(Brief): Restate the data word for word and leave the images out.

------------------------------

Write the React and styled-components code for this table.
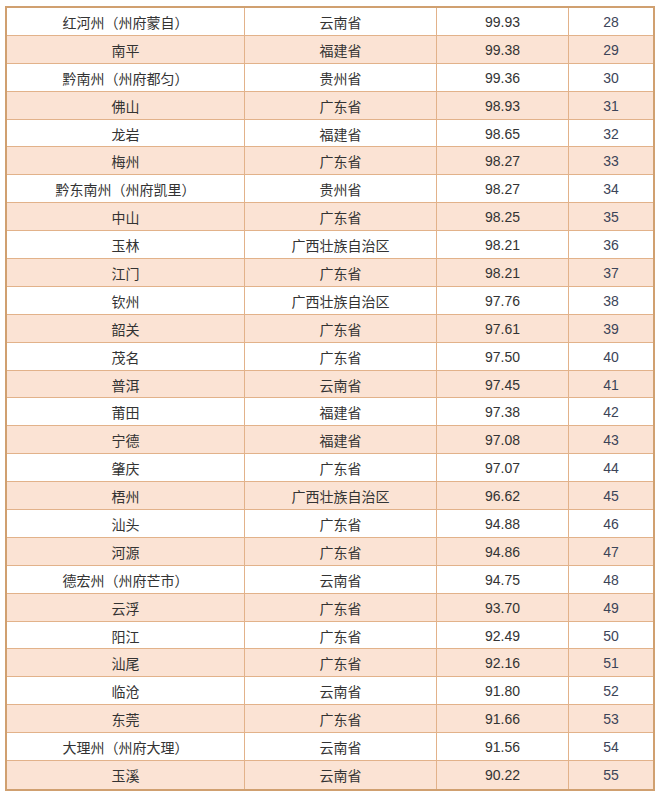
import React from 'react';
import styled, { createGlobalStyle } from 'styled-components';

const GlobalStyle = createGlobalStyle`
  html, body {
    margin: 0;
    padding: 0;
    background: #ffffff;
  }
`;

const Page = styled.div`
  padding: 6px 0 0 5px;
`;

const Table = styled.div`
  width: 650px;
  border: 2px solid #d0a070;
  box-sizing: border-box;
  display: flex;
  flex-direction: column;
`;

const Row = styled.div`
  display: grid;
  grid-template-columns: 238px 192px 132px 1fr;
  height: 27.9px;
  box-sizing: border-box;
  border-bottom: ${p => (p.$last ? 'none' : '1px solid #e2b28a')};
  background: ${p => (p.$shade ? '#fbe3d4' : '#ffffff')};
`;

const Cell = styled.div`
  display: flex;
  align-items: center;
  justify-content: center;
  border-right: ${p => (p.$end ? 'none' : '1px solid #e2b28a')};
  font-family: ${p => (p.$num ? '"Liberation Sans", Arial' : '"Noto Sans CJK SC"')}, "Noto Sans CJK SC", sans-serif;
  font-size: 14px;
  color: ${p => (p.$rank ? '#3c4458' : '#333333')};
  padding-top: 1px;
  white-space: nowrap;
`;

const rows = [
  ['红河州（州府蒙自）', '云南省', '99.93', 28],
  ['南平', '福建省', '99.38', 29],
  ['黔南州（州府都匀）', '贵州省', '99.36', 30],
  ['佛山', '广东省', '98.93', 31],
  ['龙岩', '福建省', '98.65', 32],
  ['梅州', '广东省', '98.27', 33],
  ['黔东南州（州府凯里）', '贵州省', '98.27', 34],
  ['中山', '广东省', '98.25', 35],
  ['玉林', '广西壮族自治区', '98.21', 36],
  ['江门', '广东省', '98.21', 37],
  ['钦州', '广西壮族自治区', '97.76', 38],
  ['韶关', '广东省', '97.61', 39],
  ['茂名', '广东省', '97.50', 40],
  ['普洱', '云南省', '97.45', 41],
  ['莆田', '福建省', '97.38', 42],
  ['宁德', '福建省', '97.08', 43],
  ['肇庆', '广东省', '97.07', 44],
  ['梧州', '广西壮族自治区', '96.62', 45],
  ['汕头', '广东省', '94.88', 46],
  ['河源', '广东省', '94.86', 47],
  ['德宏州（州府芒市）', '云南省', '94.75', 48],
  ['云浮', '广东省', '93.70', 49],
  ['阳江', '广东省', '92.49', 50],
  ['汕尾', '广东省', '92.16', 51],
  ['临沧', '云南省', '91.80', 52],
  ['东莞', '广东省', '91.66', 53],
  ['大理州（州府大理）', '云南省', '91.56', 54],
  ['玉溪', '云南省', '90.22', 55],
];

const App = () => (
  <Page>
    <GlobalStyle />
    <Table>
      {rows.map(([city, prov, score, rank], i) => (
        <Row key={rank} $shade={i % 2 === 1} $last={i === rows.length - 1}>
          <Cell>{city}</Cell>
          <Cell>{prov}</Cell>
          <Cell $num>{score}</Cell>
          <Cell $num $rank $end>{rank}</Cell>
        </Row>
      ))}
    </Table>
  </Page>
);

export default App;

------------------------------

(Correct result):
Write the React and styled-components code for this table.
import React from 'react';
import styled, { createGlobalStyle } from 'styled-components';

const GlobalStyle = createGlobalStyle`
  html, body {
    margin: 0;
    padding: 0;
    background: #ffffff;
  }
`;

const Page = styled.div`
  padding: 6px 0 0 5px;
`;

const Table = styled.div`
  width: 650px;
  border: 2px solid #d0a070;
  box-sizing: border-box;
  display: flex;
  flex-direction: column;
`;

const Row = styled.div`
  display: grid;
  grid-template-columns: 238px 192px 132px 1fr;
  height: 27.9px;
  box-sizing: border-box;
  border-bottom: ${p => (p.$last ? 'none' : '1px solid #e2b28a')};
  background: ${p => (p.$shade ? '#fbe3d4' : '#ffffff')};
`;

const Cell = styled.div`
  display: flex;
  align-items: center;
  justify-content: center;
  border-right: ${p => (p.$end ? 'none' : '1px solid #e2b28a')};
  font-family: ${p => (p.$num ? '"Liberation Sans", Arial' : '"Noto Sans CJK SC"')}, "Noto Sans CJK SC", sans-serif;
  font-size: 14px;
  color: ${p => (p.$rank ? '#3c4458' : '#333333')};
  padding-top: 1px;
  white-space: nowrap;
`;

const rows = [
  ['红河州（州府蒙自）', '云南省', '99.93', 28],
  ['南平', '福建省', '99.38', 29],
  ['黔南州（州府都匀）', '贵州省', '99.36', 30],
  ['佛山', '广东省', '98.93', 31],
  ['龙岩', '福建省', '98.65', 32],
  ['梅州', '广东省', '98.27', 33],
  ['黔东南州（州府凯里）', '贵州省', '98.27', 34],
  ['中山', '广东省', '98.25', 35],
  ['玉林', '广西壮族自治区', '98.21', 36],
  ['江门', '广东省', '98.21', 37],
  ['钦州', '广西壮族自治区', '97.76', 38],
  ['韶关', '广东省', '97.61', 39],
  ['茂名', '广东省', '97.50', 40],
  ['普洱', '云南省', '97.45', 41],
  ['莆田', '福建省', '97.38', 42],
  ['宁德', '福建省', '97.08', 43],
  ['肇庆', '广东省', '97.07', 44],
  ['梧州', '广西壮族自治区', '96.62', 45],
  ['汕头', '广东省', '94.88', 46],
  ['河源', '广东省', '94.86', 47],
  ['德宏州（州府芒市）', '云南省', '94.75', 48],
  ['云浮', '广东省', '93.70', 49],
  ['阳江', '广东省', '92.49', 50],
  ['汕尾', '广东省', '92.16', 51],
  ['临沧', '云南省', '91.80', 52],
  ['东莞', '广东省', '91.66', 53],
  ['大理州（州府大理）', '云南省', '91.56', 54],
  ['玉溪', '云南省', '90.22', 55],
];

const App = () => (
  <Page>
    <GlobalStyle />
    <Table>
      {rows.map(([city, prov, score, rank], i) => (
        <Row key={rank} $shade={i % 2 === 1} $last={i === rows.length - 1}>
          <Cell>{city}</Cell>
          <Cell>{prov}</Cell>
          <Cell $num>{score}</Cell>
          <Cell $num $rank $end>{rank}</Cell>
        </Row>
      ))}
    </Table>
  </Page>
);

export default App;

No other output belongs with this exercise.